Design and Fully Coupled Dynamic Response Analysis of a New Floating Offshore Wind Platform

Abstract

Floating offshore wind platform (FOWP) has become the economically favored option for supporting wind turbines in deep waters. It is urgent to propose new concept designs for FOWPs that can be effectively deployed. Additionally, the extensive use of steel in such platforms significantly escalates costs, necessitating the optimization of steel utilization. Motivated by these challenges, a V-shaped floating semi-submersible platform equipped with NREL 5 MW wind turbine is designed and analyzed based on the potential flow theory and the blade element momentum theory.

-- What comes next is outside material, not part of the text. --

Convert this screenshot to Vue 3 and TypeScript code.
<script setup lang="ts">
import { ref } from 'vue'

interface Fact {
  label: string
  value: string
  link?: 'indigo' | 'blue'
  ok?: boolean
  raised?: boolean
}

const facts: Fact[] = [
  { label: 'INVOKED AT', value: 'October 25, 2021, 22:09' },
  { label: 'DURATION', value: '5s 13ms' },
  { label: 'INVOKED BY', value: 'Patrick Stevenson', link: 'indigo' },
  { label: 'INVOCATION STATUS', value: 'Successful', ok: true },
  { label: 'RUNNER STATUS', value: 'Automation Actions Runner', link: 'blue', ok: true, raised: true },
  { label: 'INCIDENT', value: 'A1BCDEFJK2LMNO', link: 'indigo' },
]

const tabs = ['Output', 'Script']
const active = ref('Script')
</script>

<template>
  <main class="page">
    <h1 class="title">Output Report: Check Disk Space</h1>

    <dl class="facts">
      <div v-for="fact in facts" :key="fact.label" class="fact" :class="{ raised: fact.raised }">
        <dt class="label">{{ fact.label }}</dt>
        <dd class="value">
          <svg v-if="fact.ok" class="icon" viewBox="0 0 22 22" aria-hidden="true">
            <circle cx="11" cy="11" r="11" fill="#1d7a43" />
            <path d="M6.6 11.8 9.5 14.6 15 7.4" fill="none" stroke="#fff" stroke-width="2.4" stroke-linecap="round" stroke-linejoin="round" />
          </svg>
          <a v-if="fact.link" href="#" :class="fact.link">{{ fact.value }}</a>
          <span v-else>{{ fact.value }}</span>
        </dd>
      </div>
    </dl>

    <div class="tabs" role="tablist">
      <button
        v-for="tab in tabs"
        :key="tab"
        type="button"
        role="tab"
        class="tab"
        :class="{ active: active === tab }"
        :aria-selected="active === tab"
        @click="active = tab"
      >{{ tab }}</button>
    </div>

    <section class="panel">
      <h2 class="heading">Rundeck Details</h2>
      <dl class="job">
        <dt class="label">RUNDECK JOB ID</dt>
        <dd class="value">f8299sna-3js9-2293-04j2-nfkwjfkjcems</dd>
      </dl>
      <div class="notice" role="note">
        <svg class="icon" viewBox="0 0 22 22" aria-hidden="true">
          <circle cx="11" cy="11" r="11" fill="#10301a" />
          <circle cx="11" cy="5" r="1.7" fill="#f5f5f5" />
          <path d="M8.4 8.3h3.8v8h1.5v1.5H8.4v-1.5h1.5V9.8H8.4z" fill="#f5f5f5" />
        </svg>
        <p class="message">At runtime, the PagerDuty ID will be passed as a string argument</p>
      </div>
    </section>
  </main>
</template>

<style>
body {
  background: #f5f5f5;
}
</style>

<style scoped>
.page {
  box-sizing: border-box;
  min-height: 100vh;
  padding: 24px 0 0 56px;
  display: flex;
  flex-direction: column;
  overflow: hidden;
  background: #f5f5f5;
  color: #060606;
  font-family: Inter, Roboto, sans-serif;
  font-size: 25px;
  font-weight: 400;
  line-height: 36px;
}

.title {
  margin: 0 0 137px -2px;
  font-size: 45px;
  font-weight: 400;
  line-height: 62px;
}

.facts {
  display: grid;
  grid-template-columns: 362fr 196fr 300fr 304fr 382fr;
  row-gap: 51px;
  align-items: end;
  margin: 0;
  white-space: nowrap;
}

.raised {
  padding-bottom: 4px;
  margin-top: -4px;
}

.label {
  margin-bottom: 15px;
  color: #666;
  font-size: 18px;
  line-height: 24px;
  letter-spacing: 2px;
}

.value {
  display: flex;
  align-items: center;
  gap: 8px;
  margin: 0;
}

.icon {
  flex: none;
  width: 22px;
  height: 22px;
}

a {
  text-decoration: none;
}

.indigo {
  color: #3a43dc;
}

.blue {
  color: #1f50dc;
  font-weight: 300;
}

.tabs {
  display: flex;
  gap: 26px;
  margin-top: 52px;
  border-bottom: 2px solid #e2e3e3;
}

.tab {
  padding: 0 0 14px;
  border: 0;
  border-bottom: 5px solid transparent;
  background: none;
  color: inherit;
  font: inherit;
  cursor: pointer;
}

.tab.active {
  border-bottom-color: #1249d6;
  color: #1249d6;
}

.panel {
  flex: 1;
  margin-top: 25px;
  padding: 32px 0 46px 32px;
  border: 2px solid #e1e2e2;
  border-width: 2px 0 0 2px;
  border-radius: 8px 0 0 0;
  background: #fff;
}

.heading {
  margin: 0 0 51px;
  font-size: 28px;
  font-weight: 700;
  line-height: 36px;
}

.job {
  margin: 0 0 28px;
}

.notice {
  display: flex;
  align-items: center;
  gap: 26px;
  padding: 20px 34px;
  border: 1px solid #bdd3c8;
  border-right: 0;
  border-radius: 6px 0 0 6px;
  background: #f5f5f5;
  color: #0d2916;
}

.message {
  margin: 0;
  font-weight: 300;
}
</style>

Fully coupled time-domain simulations are conducted using the F2A program, which couples NREL FAST and ANSYS AQWA via a Dynamic Link Library (DLL), to compare the hydrodynamic performance and stability of the V-shaped floating platform with the original triangle-shaped model of “Fuyao”. Various sea conditions have been considered, including combined wind-wave action and wind-wave-current action at different incidence angles. The results show that the V-shaped floating platform has better economic and hydrodynamic performance (e.g., a reduction of 40.4% and 12.9%, respectively, in pitch and yaw motions, and a 17.4% reduction in maximum mooring tension), but lower stability than its triangle-shaped counterpart.